Friday, December 30, 2011

We are the A's

I know next to nothing about baseball. I probably enjoy watching it even less. But I can now say I identify with and appreciate the Oakland A's.

Jeff and I knew we would be a little burned out on remodeling at this point, so we scheduled in a movie date. We go to the theater only two or three times a year, but I had been wanting to take him to Moneyball; it's playing at our (very nice) dollar theater, so we went to the show last night.

The basic premise, based on a true story, is that the general manager of the poorest baseball team in the league revolutionizes the way players are picked and utilized. Using statistics, they make the most of every player and manage to win more consecutive games than any team in history. Essentially, they win games for only two hundred-something thousand dollars per game while the big flashy teams are spending over a million per win! Of course, they don't have the big name players or the fancy stadium, but they accomplish nearly the same results on a much smaller budget.

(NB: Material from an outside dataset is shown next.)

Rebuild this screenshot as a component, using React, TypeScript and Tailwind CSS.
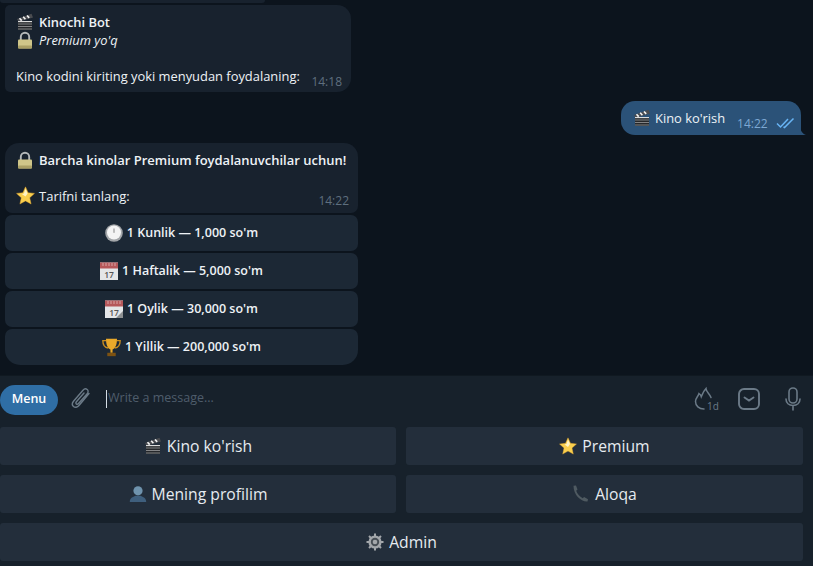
import React from "react";

const Clapper = ({ s = 18 }: { s?: number }) => (
  <svg width={s} height={s} viewBox="0 0 18 18" className="shrink-0">
    <rect x="2" y="8.500" width="14" height="8.500" fill="#26282b" />
    <path d="M2 11h14M2 13.500h14M2 16h14" stroke="#8d8f91" strokeWidth="0.9" />
    <path d="M1 6 15.500 .8 17 4.500 2.500 8.800z" fill="#4a4c50" />
    <path d="M3.500 5.200l2.200 2.400M7.200 3.800l2.200 2.500M11 2.500l2.200 2.400" stroke="#f4f4f4" strokeWidth="1.600" />
    <path d="M2 8.600h14" stroke="#e6e6e6" strokeWidth="1.100" />
  </svg>
);
const Lock = ({ s = 18 }: { s?: number }) => (
  <svg width={s} height={s} viewBox="0 0 18 18" className="shrink-0">
    <path d="M4.800 9V6a4.200 4.200 0 0 1 8.400 0v3" fill="none" stroke="#b4b8ba" strokeWidth="1.900" />
    <rect x="2" y="8.500" width="14" height="9" rx="1" fill="#cfc68a" />
    <rect x="2" y="14.500" width="14" height="3" rx="1" fill="#aaa066" />
  </svg>
);
const Star = ({ s = 19 }: { s?: number }) => (
  <svg width={s} height={s} viewBox="0 0 18 18" className="shrink-0">
    <path d="M9 .8l2.500 5.500 6 .7-4.500 4.100 1.300 6L9 14.100l-5.300 3 1.300-6L.5 7l6-.7z" fill="#f9cf4e" stroke="#e7a92f" strokeWidth="0.4" />
    <path d="M9 2.500l2 4.600L9 10 5.500 7.500l2-.4z" fill="#fff3c4" />
  </svg>
);
const Clock = () => (
  <svg width="18" height="18" viewBox="0 0 18 18" className="shrink-0">
    <circle cx="9" cy="9" r="8.800" fill="#a3a6a9" />
    <circle cx="9" cy="8.500" r="7" fill="#f4f4f4" />
    <path d="M9 4.500V8.800" stroke="#888" strokeWidth="1" />
  </svg>
);
const Calendar = ({ tear = false }: { tear?: boolean }) => (
  <svg width="18" height="18" viewBox="0 0 18 18" className="shrink-0">
    <rect x="0" y="0.500" width="18" height="17.500" fill="#e4e6e8" />
    <rect x="0" y="0.500" width="18" height="6" fill="#b5575a" />
    <path d="M3 1v3M6 1v3M9 1v3M12 1v3M15 1v3" stroke="#e8c9c9" strokeWidth="0.7" />
    <text x="9" y="15.500" textAnchor="middle" fontSize="8.500" fontWeight="600" fill="#555" fontFamily="'Open Sans',sans-serif">17</text>
    {tear && <path d="M11 18 18 11v7z" fill="#8d8f91" />}
  </svg>
);
const Trophy = () => (
  <svg width="19" height="19" viewBox="0 0 18 18" className="shrink-0">
    <path d="M4 2.500H.8c0 4 2.200 6.500 5.200 7M14 2.500h3.200c0 4-2.200 6.500-5.200 7" fill="none" stroke="#c98d1e" strokeWidth="1.300" />
    <path d="M3.800.8h10.400c0 6-1.700 9.200-4.200 10.200v3H8v-3C5.500 10 3.800 6.800 3.800.8z" fill="#eaa92a" />
    <rect x="5" y="14" width="8" height="3.200" fill="#7d5212" />
  </svg>
);
const Bust = () => (
  <svg width="18" height="18" viewBox="0 0 18 18" className="shrink-0">
    <circle cx="9" cy="5.800" r="4.600" fill="#6f93ad" />
    <path d="M.8 17c0-4 3-5 5.700-6.200h5C14.200 12 17.200 13 17.200 17z" fill="#3f5f7d" />
  </svg>
);
const Phone = () => (
  <svg width="18" height="18" viewBox="0 0 18 18" className="shrink-0">
    <path d="M1.500 .8 4 .5l1.500 4-1.300 1.200c1 3 3.500 6 6.500 7.500l1.400-1.300 3.900 2.400-.5 2.200C9 17 1.500 10 1.500 .8z" fill="#4f5a61" />
  </svg>
);
const Gear = () => (
  <svg width="18" height="18" viewBox="0 0 18 18" className="shrink-0">
    <circle cx="9" cy="9" r="6.600" fill="#a3a7ab" />
    <g stroke="#a3a7ab" strokeWidth="2">
      <path d="M9 .5v17M.5 9h17M3 3l12 12M15 3 3 15" />
    </g>
    <circle cx="9" cy="9" r="4.200" fill="#474e55" />
    <circle cx="9" cy="9" r="2.300" fill="#a3a7ab" />
  </svg>
);

const Tariff = ({ icon, label, last }: { icon: React.ReactNode; label: string; last?: boolean }) => (
  <div className={`h-9 flex items-center justify-center gap-[4px] bg-[#1c2835] text-[#eef2f6] text-[12.500px] font-semibold rounded-t-[7px] ${last ? "rounded-b-[15px]" : "rounded-b-[7px]"}`}>
    {icon}
    <span>{label}</span>
  </div>
);

const Key = ({ icon, label, className = "flex-1" }: { icon: React.ReactNode; label: string; className?: string }) => (
  <div className={`h-[38px] flex items-center justify-center gap-[5px] bg-[#232e3b] rounded-[3px] text-[#e6ebf0] text-[15.700px] font-medium ${className}`}>
    {icon}
    <span className="translate-y-[1px]">{label}</span>
  </div>
);

export default function App() {
  return (
    <div className="w-[813px] h-[566px] overflow-hidden flex flex-col bg-[#17212b] text-[#eef2f6]" style={{ fontFamily: "'Open Sans', sans-serif" }}>
      {/* chat */}
      <div className="h-[375px] shrink-0 bg-[#0c141d] flex flex-col">
        <div className="h-[3px] w-[265px] bg-[#18222e] rounded-b-[6px]" />
        {/* bubble 1 */}
        <div className="mt-[2px] ml-[5px] w-[346px] h-[87px] bg-[#18222e] rounded-[14px] rounded-bl-[5px] rounded-tl-[5px] pl-[11px] pr-[9px] pt-[8px] flex flex-col text-[12.900px] leading-[18px]">
          <div className="flex items-center gap-[5px] font-semibold"><Clapper /><span>Kinochi Bot</span></div>
          <div className="flex items-center gap-[5px] italic"><Lock /><span>Premium yo'q</span></div>
          <div className="mt-[18px] flex items-center justify-between">
            <span>Kino kodini kiriting yoki menyudan foydalaning:</span>
            <span className="text-[12px] text-[#5f6f7e] translate-y-[6px]">14:18</span>
          </div>
        </div>
        {/* own bubble */}
        <div className="mt-[9px] ml-[621px] w-[180px] h-[34px] bg-[#2b5278] rounded-[14px] rounded-br-none pl-[12px] pr-[6px] flex items-center text-[12.900px] relative">
          <Clapper />
          <span className="ml-[4px] translate-y-[1px]">Kino ko'rish</span>
          <span className="ml-[12px] mt-[11px] text-[12px] text-[#7da8d3]">14:22</span>
          <svg width="19" height="13" viewBox="0 0 19 13" className="ml-[8px] mt-[9px]" fill="none" stroke="#68b4f4" strokeWidth="1.500">
            <path d="M1 7.500l3.500 3.500L12 3M7.500 11l1 .5L17.500 2.500" />
          </svg>
          <svg width="7" height="8" viewBox="0 0 7 8" className="absolute right-[-6px] bottom-0"><path d="M0 0c.5 4 3 7 6 8H0z" fill="#2b5278" /></svg>
        </div>
        {/* bubble 2 */}
        <div className="mt-2 ml-[5px] w-[353px] flex flex-col gap-[2px]">
          <div className="w-full h-[70px] bg-[#18222e] rounded-t-[14px] rounded-b-[7px] pl-[11px] pr-[9px] pt-[8px] text-[13px] leading-[18px]">
            <div className="flex items-center gap-[5px] font-semibold whitespace-nowrap"><Lock /><span>Barcha kinolar Premium foydalanuvchilar uchun!</span></div>
            <div className="mt-[17px] flex items-center justify-between">
              <div className="flex items-center gap-[4px]"><Star /><span>Tarifni tanlang:</span></div>
              <span className="text-[12px] text-[#5f6f7e] translate-y-[5px]">14:22</span>
            </div>
          </div>
          <Tariff icon={<Clock />} label="1 Kunlik — 1,000 so'm" />
          <Tariff icon={<Calendar />} label="1 Haftalik — 5,000 so'm" />
          <Tariff icon={<Calendar tear />} label="1 Oylik — 30,000 so'm" />
          <Tariff icon={<Trophy />} label="1 Yillik — 200,000 so'm" last />
        </div>
      </div>

      {/* composer */}
      <div className="h-[46px] shrink-0 flex items-center border-t border-[#101921]">
        <div className="w-[58px] h-[30px] translate-y-[1px] rounded-full bg-[#2f6ea5] flex items-center justify-center text-white text-[12.500px] font-semibold">Menu</div>
        <svg width="24" height="24" viewBox="0 0 24 24" fill="none" stroke="#6b7a87" strokeWidth="1.400" strokeLinecap="round" className="ml-[11px]">
          <path d="M20 6.500 10 18.500c-1.700 2-4 2.300-5.500 1s-1.500-3.500.2-5.500L14 3.200c1.200-1.400 3-1.700 4.200-.7s1.200 2.700 0 4.100L9.500 16.500c-.7.800-1.600 1-2.200.5s-.6-1.400.1-2.200L15 6" />
        </svg>
        <div className="ml-[13px] w-px h-[18px] bg-[#d5dde5]" />
        <span className="ml-[1px] text-[12.500px] text-[#4f5d6b]">Write a message...</span>
        <div className="ml-auto flex items-center">
          <svg width="26" height="26" viewBox="0 0 26 26" fill="none" stroke="#6b7a87" strokeWidth="1.500" className="mr-[18px]">
            <path d="M11 23C6 23 2.500 20 2.500 15.500c0-3.500 2.500-4.500 3.500-8 1.200.8 2 2 2.300 3.200C9.500 8 10.500 5 13 2.500c.3 3.500 3.500 5 5 9" strokeLinecap="round" />
            <text x="14" y="24" fontSize="10" fill="#6b7a87" stroke="none" fontFamily="'Open Sans',sans-serif">1d</text>
          </svg>
          <svg width="24" height="24" viewBox="0 0 24 24" fill="none" stroke="#6b7a87" strokeWidth="1.900" className="mr-[20px]">
            <rect x="2" y="2" width="20" height="20" rx="5" />
            <path d="M7.500 10.500l4.500 3 4.500-3" strokeLinecap="round" />
          </svg>
          <svg width="24" height="24" viewBox="0 0 24 24" fill="none" stroke="#6b7a87" strokeWidth="1.600" strokeLinecap="round" className="mr-[8px]">
            <rect x="8" y="1" width="8" height="15" rx="4" />
            <path d="M5 12c0 4 3 6.500 7 6.500s7-2.500 7-6.500M12 18.500V23" />
          </svg>
        </div>
      </div>

      {/* keyboard */}
      <div className="flex flex-col gap-[10px] pr-[10px] pt-[6px]">
        <div className="flex gap-[10px]">
          <Key className="w-[396px]" icon={<Clapper />} label="Kino ko'rish" />
          <Key icon={<Star s={18} />} label="Premium" />
        </div>
        <div className="flex gap-[10px]">
          <Key className="w-[396px]" icon={<Bust />} label="Mening profilim" />
          <Key icon={<Phone />} label="Aloqa" />
        </div>
        <div className="flex">
          <Key icon={<Gear />} label="Admin" />
        </div>
      </div>
    </div>
  );
}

This concept I love. I think we as a couple strive to do the same thing: live below our means and make smart, thrifty choices while netting the same outcome as the big spenders. It's mostly undeserved blessings, but also some hard work and conscious decisions that yield the fruits. I'm grateful for the opportunity to know and practice this way of life!

Note: I'm not necessarily advocating this particular picture. We liked it, but some might find the movie a touch slow, and it did have a few coarse words. But it was interesting and did not require a large emotional or intellectual investment to follow and enjoy, which was exactly what we needed! I would be a terrible movie critic as I hate to be responsible for another party choosing or not choosing to spend two plus hours of their lives in the dark at my mercurial recommendation!

1 comment:

  1. Glad for the comments! I've been wanting to see it, but just wasn't sure if it'd be worth getting. Though, I guess you can't be the $1 at Red Box. Anymore, movies are so cheap, the question tends to be more, 'can I afford the two hours?' :-)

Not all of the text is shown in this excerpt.